Ma Xiaohua is a 42-year-old ranger. In 1995, he took the job at the request of his father, who came to Xinjiang to work as a ranger from the neighboring Gansu Province in the 1960s and remained in the job for the rest of his career.

Ma's major work is to water the trees of the shelter forests that cover an area of 867 hectares. Every day, he walks for 20 to 30 km from one site to another. A round of tree watering takes about a fortnight and he can only return home when done. Given the meager income of about 2,500 yuan ($396.83) a month, the work is hard.

"When I retired from the army in 1995, I was offered a job in the then best enterprise in the regiment, but my father insisted I be a ranger like him. He did not tell me why he made this choice, but I guess it was because he was worried that no one else would have inherited his job if I did not take it, as the forests he worked were remote and in a terrible natural environment."

"Without these forest shields, not only Shihezi, but Urumqi would be affected by sandstorms," said Ma.

Ma is just one of the tens of thousands of rangers who spend their lives fighting against desertification and protecting farmland.

The past decades have seen the XPCC launch one ecological project after another to build strong green shields against deserts and storms, as well as to reclaim land from deserts.

The Mosuowan Station for Desert Research of the Chinese Academy of Sciences was established in Shihezi in 1960. It provides technological services and theoretical support for desertification control and also the development of desert fringes in Shihezi and Xinjiang as a whole. Around 30 years ago, the place where the station is situated was a desert. Today, saxaul trees, a kind of plant adaptable to desert and semi-desert environments, inhabit vast areas.

Usually, the saxaul belts run 200 meters in width, immediately following the natural plant belts in the frontier of deserts, which have also been brought under protection. Then shelter forests alongside farmland facing the wind from the deserts are planted.

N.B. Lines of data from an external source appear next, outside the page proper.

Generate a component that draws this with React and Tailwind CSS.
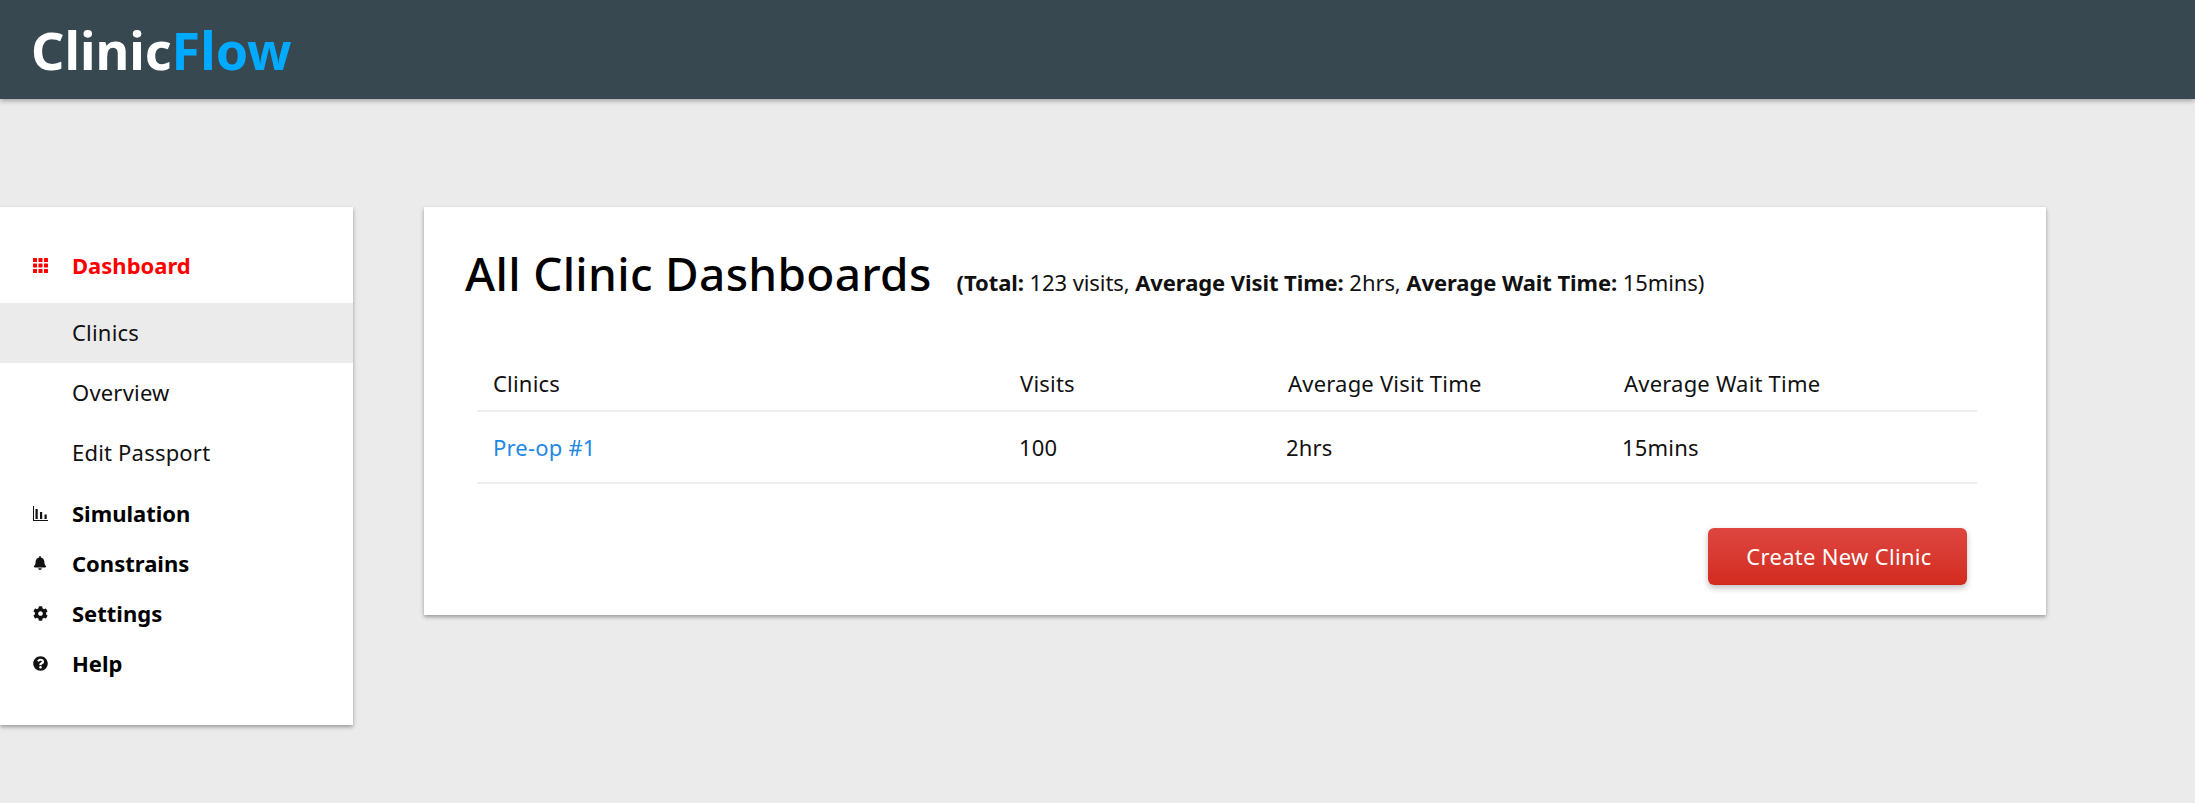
import React from "react";
import { FaBell, FaCog, FaQuestionCircle } from "react-icons/fa";

const font = "font-['Noto_Sans','Open_Sans',sans-serif]";

const GridIcon = () => (
  <svg width="15" height="15" viewBox="0 0 15 15" fill="#ff0000">
    {[0, 5.5, 11].map((y) =>
      [0, 5.5, 11].map((x) => <rect key={`${x}-${y}`} x={x} y={y} width="4" height="4" rx="0.5" />)
    )}
  </svg>
);

const ChartIcon = () => (
  <svg width="15" height="15" viewBox="0 0 15 15" fill="#111">
    <rect x="0" y="0" width="1" height="15" />
    <rect x="0" y="14" width="15" height="1" />
    <rect x="2.5" y="3" width="2.2" height="10" />
    <rect x="7" y="6" width="2.2" height="7" />
    <rect x="11.5" y="8.5" width="2.2" height="4.5" />
  </svg>
);

const SubItem = ({ label, active }) => (
  <div className={`h-[60px] flex items-center pl-[72px] pb-[1px] text-[22px] tracking-[0.2px] text-[#111] ${active ? "bg-[#ebebeb]" : ""}`}>
    {label}
  </div>
);

const MainItem = ({ icon, label, className }) => (
  <div className={`flex items-center h-[50px] ${className || ""}`}>
    <div className="w-[72px] pl-[33px] flex items-center">{icon}</div>
    <span className="text-[22px] font-bold text-black">{label}</span>
  </div>
);

const columns = "grid grid-cols-[527px_268px_336px_1fr] border-b-2 border-[#eeeeee] tracking-[0.2px]";

export default function App() {
  return (
    <div className={`min-h-[803px] bg-[#ebebeb] ${font}`}>
      <header className="h-[99px] bg-[#384850] flex items-center pl-[31px] shadow-[0_2px_5px_rgba(0,0,0,0.3)]">
        <span className="text-[52px] font-bold text-white leading-none">
          Clinic<span className="text-[#00aaff]">Flow</span>
        </span>
      </header>

      <main className="flex items-start gap-[71px] pt-[108px]">
        {/* SIDEBAR */}
        <aside className="w-[353px] h-[518px] bg-white shadow-[0_2px_4px_rgba(0,0,0,0.35)] flex flex-col pt-[33px]">
          <MainItem icon={<GridIcon />} label={<span className="text-[#ff0000]">Dashboard</span>} />
          <div className="mt-[13px]">
            <SubItem label="Clinics" active />
            <SubItem label="Overview" />
            <SubItem label="Edit Passport" />
          </div>
          <div className="mt-[5px] flex flex-col">
            <MainItem icon={<ChartIcon />} label="Simulation" />
            <MainItem icon={<FaBell size={14} color="#111" />} label="Constrains" />
            <MainItem icon={<FaCog size={15} color="#111" />} label="Settings" />
            <MainItem icon={<FaQuestionCircle size={15} color="#111" />} label="Help" />
          </div>
        </aside>

        {/* CARD */}
        <section className="w-[1622px] h-[408px] bg-white shadow-[0_2px_4px_rgba(0,0,0,0.35)] pt-[36px] pl-[41px]">
          <div className="flex items-baseline">
            <h1 className="text-[46px] tracking-[0.3px] font-medium text-black leading-[60px]">All Clinic Dashboards</h1>
            <p className="ml-[25px] text-[22px] tracking-[-0.08px] text-[#111]">
              <b>(Total:</b> 123 visits, <b>Average Visit Time:</b> 2hrs, <b>Average Wait Time:</b> 15mins)
            </p>
          </div>

          <div className="w-[1500px] ml-[12px] mt-[40px] text-[22px] text-[#111]">
            <div className={`${columns} h-[69px] pl-[16px] pt-[24px]`}>
              <span>Clinics</span>
              <span>Visits</span>
              <span>Average Visit Time</span>
              <span>Average Wait Time</span>
            </div>
            <div className={`${columns} h-[72px] pl-[16px] pt-[1px] items-center`}>
              <a className="text-[#1e88e5]">Pre-op #1</a>
              <span className="-ml-[1px]">100</span>
              <span className="-ml-[2px]">2hrs</span>
              <span className="-ml-[2px]">15mins</span>
            </div>
          </div>

          <div className="w-[1502px] flex justify-end mt-[44px]">
            <button className="w-[259px] h-[57px] rounded-[6px] pl-[3px] text-[22px] tracking-[0.3px] text-white bg-gradient-to-b from-[#de4640] to-[#d32a1e] shadow-[0_3px_6px_rgba(0,0,0,0.25)]">
              Create New Clinic
            </button>
          </div>
        </section>
      </main>
    </div>
  );
}
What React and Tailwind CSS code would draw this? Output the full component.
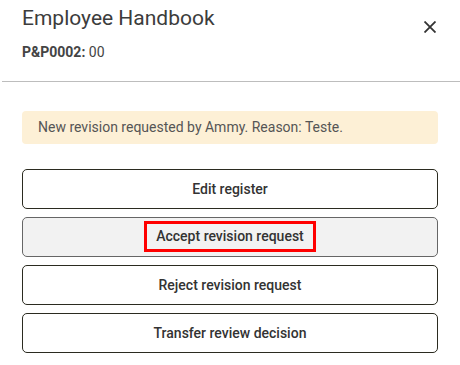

In the 1980s, this region was hit by more than ten sandstorms every year. With only 80 milliliters of rainfall a year, the temperature there can reach minus 40 degrees centigrade or even above 40 degrees. Thanks to the forestation, sandstorms are now seldom seen. The rainfall has risen to 120-150 milliliters a year, and the lowest temperature has risen 5 degrees with the highest dropping by 5, indicating that extreme weather has diminished.

Email us at: panxiaoqiao@bjreview.com

The Xinjiang Production and Construction Corps

Founded in 1954 to develop frontier regions and consolidate border defense, the XPCC is a unique social organization with the authority to handle its own administrative and judicial affairs in accordance with laws and regulations of the country and the Xinjiang Uygur Autonomous Region. The XPCC is also known as the China Xinjiang Group.

The XPCC is subdivided into 14 divisions, which are subdivided into 176 regiments that administer more than 2,000 company-level entities. It owns 4,391 enterprises spanning across industry, construction, transportation and commerce. It also carries out social undertakings covering scientific research, education, culture, health, sports, finance and insurance, as well as judiciary organs.

By the end of 2013, the XPCC had 176 regiments, 14 divisions, an area of 70,600 square km under its administration, including 1,244,770 hectares of farmland, and a population of 2,701,400—accounting for 11.9 percent of Xinjiang's total. The XPCC administers the six cities in Xinjiang it has built: Wujiaqu, Aral, Tumuxuk, Beitun, Tiemenguan and Shihezi.